Harding has been assisting at St. Romuald Chapel, which is affiliated with St. Francis of Assisi Church, Wakefield, since he moved to the area more than 30 years ago. He is the chapel historian, caretaker and quiet cheerleader, telling of ceiling boards that are remnants of the ’38 Hurricane, and the center aisle, which dips down where the original small structure was expanded.

It was a summer chapel for many years, but with the addition of electricity, and later heat, St. Romuald’s is now open year-round and Harding is there for each Mass, assists at funerals and weddings, and organizes other gatherings, such as the Friday night Stations of the Cross, and rosary, and in doing so, provides assistance for the Wakefield staff.

Harding calls the Matunuck area “paradise,” having grown up a lifelong Catholic on Smith Hill where he attended the then St. Patrick’s elementary school and then Mt. Pleasant High School. He worked in the kitchen at Rhode Island Hospital prior to being drafted into the U.S. Army.

“President Kennedy signed my papers, but he died before I actually went in,” Harding said. The word ‘hospital’ on his Army form regarding his civilian work led him to military hospital work where he earned invaluable experience, he said, and also motivated him to pursue classroom credits when he returned home.

First as an LPN and then an RN, Harding worked at the Veterans Administration Hospital, the Institute of Mental Health and was a visiting nurse before coming to South County Hospital, where he worked in the emergency room. He remains on the ethics committee there, he said.

It never was and still isn’t a paid job, yet Harding feels a connection to the chapel, having lived to see its evolution from a beachouse-like structure (without restrooms at the time) to the comfortable, expanded place it is now. Its name even inspired him to research the chapel’s namesake saint, which led to his own commitment to becoming a Camaldolese Benedictine Oblate three years ago, “which is unusual at this age,” he said. Oblates are Christian men and women who choose to associate themselves with a religious community but do not take vows or live in a monastery. Italian monk St. Romuald is said to have started the Camaldolese 1,000 years ago.

Harding said he was surprised when he got a message to contact the diocese, recalling how he wondered if he had done something wrong. When he found out about the award he was singled out for, which means “Light of the Nations,’” he said he was fully surprised and still feels “that the other award-winners do so much more.”

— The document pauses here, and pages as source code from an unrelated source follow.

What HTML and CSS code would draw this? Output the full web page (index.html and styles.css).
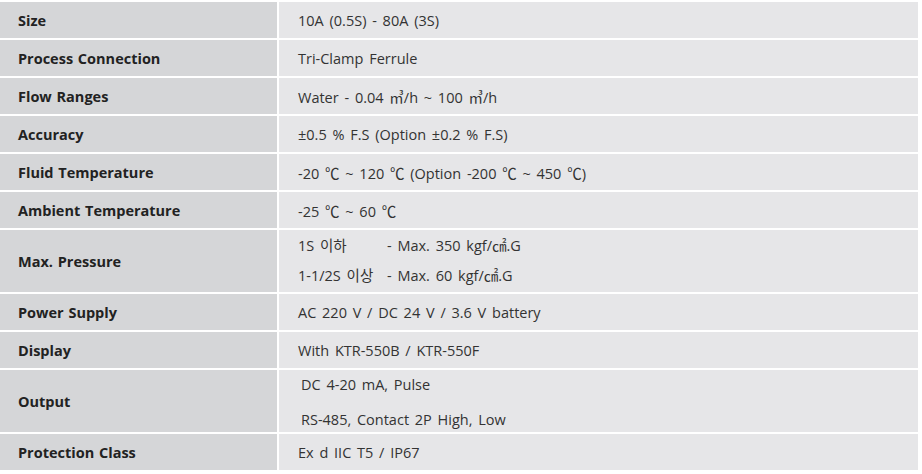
FILE: index.html
```html
<!DOCTYPE html>
<html lang="ko">
<head>
<meta charset="utf-8">
<title>Specifications</title>
<link rel="stylesheet" href="styles.css">
</head>
<body>
<div class="spec">
  <div class="label">Size</div>
  <div class="value">10A (0.5S) - 80A (3S)</div>

  <div class="label">Process Connection</div>
  <div class="value">Tri-Clamp Ferrule</div>

  <div class="label">Flow Ranges</div>
  <div class="value">Water - 0.04 ㎥/h ~ 100 ㎥/h</div>

  <div class="label">Accuracy</div>
  <div class="value">±0.5 % F.S (Option ±0.2 % F.S)</div>

  <div class="label">Fluid Temperature</div>
  <div class="value">-20 ℃ ~ 120 ℃ (Option -200 ℃ ~ 450 ℃)</div>

  <div class="label">Ambient Temperature</div>
  <div class="value">-25 ℃ ~ 60 ℃</div>

  <div class="label tall">Max. Pressure</div>
  <div class="value tall pressure">
    <div class="line"><span class="key">1S 이하</span><span>- Max. 350 kgf/㎠.G</span></div>
    <div class="line"><span class="key">1-1/2S 이상</span><span>- Max. 60 kgf/㎠.G</span></div>
  </div>

  <div class="label">Power Supply</div>
  <div class="value">AC 220 V / DC 24 V / 3.6 V battery</div>

  <div class="label">Display</div>
  <div class="value">With KTR-550B / KTR-550F</div>

  <div class="label tall">Output</div>
  <div class="value tall output">
    <div class="line">DC 4-20 mA, Pulse</div>
    <div class="line">RS-485, Contact 2P High, Low</div>
  </div>

  <div class="label">Protection Class</div>
  <div class="value">Ex d IIC T5 / IP67</div>
</div>
</body>
</html>
```

FILE: styles.css
```css
html, body {
  margin: 0;
  padding: 0;
  background: #ffffff;
}

body {
  padding-top: 2px;
  font-family: "Open Sans", "Noto Sans CJK KR", sans-serif;
  font-size: 14.5px;
}

.spec {
  width: 918px;
  display: grid;
  grid-template-columns: 277px 1fr;
  column-gap: 2px;
  row-gap: 2px;
}

.label {
  height: 36px;
  background: #d5d6d8;
  color: #222;
  font-weight: 700;
  word-spacing: 1px;
  padding-left: 18px;
  display: flex;
  align-items: center;
}

.value {
  height: 36px;
  background: #e6e6e8;
  color: #333;
  word-spacing: 2px;
  padding-left: 19px;
  display: flex;
  align-items: center;
}

.tall {
  height: 62px;
}

.pressure {
  flex-direction: column;
  align-items: flex-start;
  justify-content: center;
  gap: 10px;
}

.output {
  flex-direction: column;
  align-items: flex-start;
  justify-content: center;
  gap: 15px;
  padding-left: 22px;
  padding-top: 3px;
  box-sizing: border-box;
}

.line {
  line-height: 20px;
  white-space: nowrap;
}

.key {
  display: inline-block;
  width: 89px;
}
```
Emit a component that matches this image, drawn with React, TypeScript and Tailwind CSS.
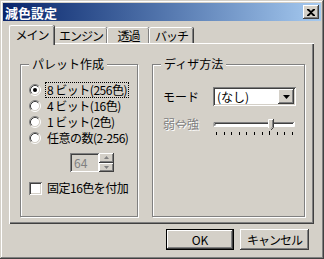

In a statement from the diocese’s office of communications, the Most Rev. Thomas J. Tobin, Bishop of Providence, wrote: “The Lumen Gentium awards recognize individuals and organizations that have made outstanding personal contributions to the life of the Church and the wider community throughout Rhode Island. In their service they personify the inherent goodness of our Catholic faith, and for that we are all most grateful.”

Nominations come from the parishes and a committee chaired by the vicar general for the diocese meets and reviews the nominees and then sends their recommendations to Bishop Tobin for approval, Karen Davis of the Office of Communications for the Diocese said.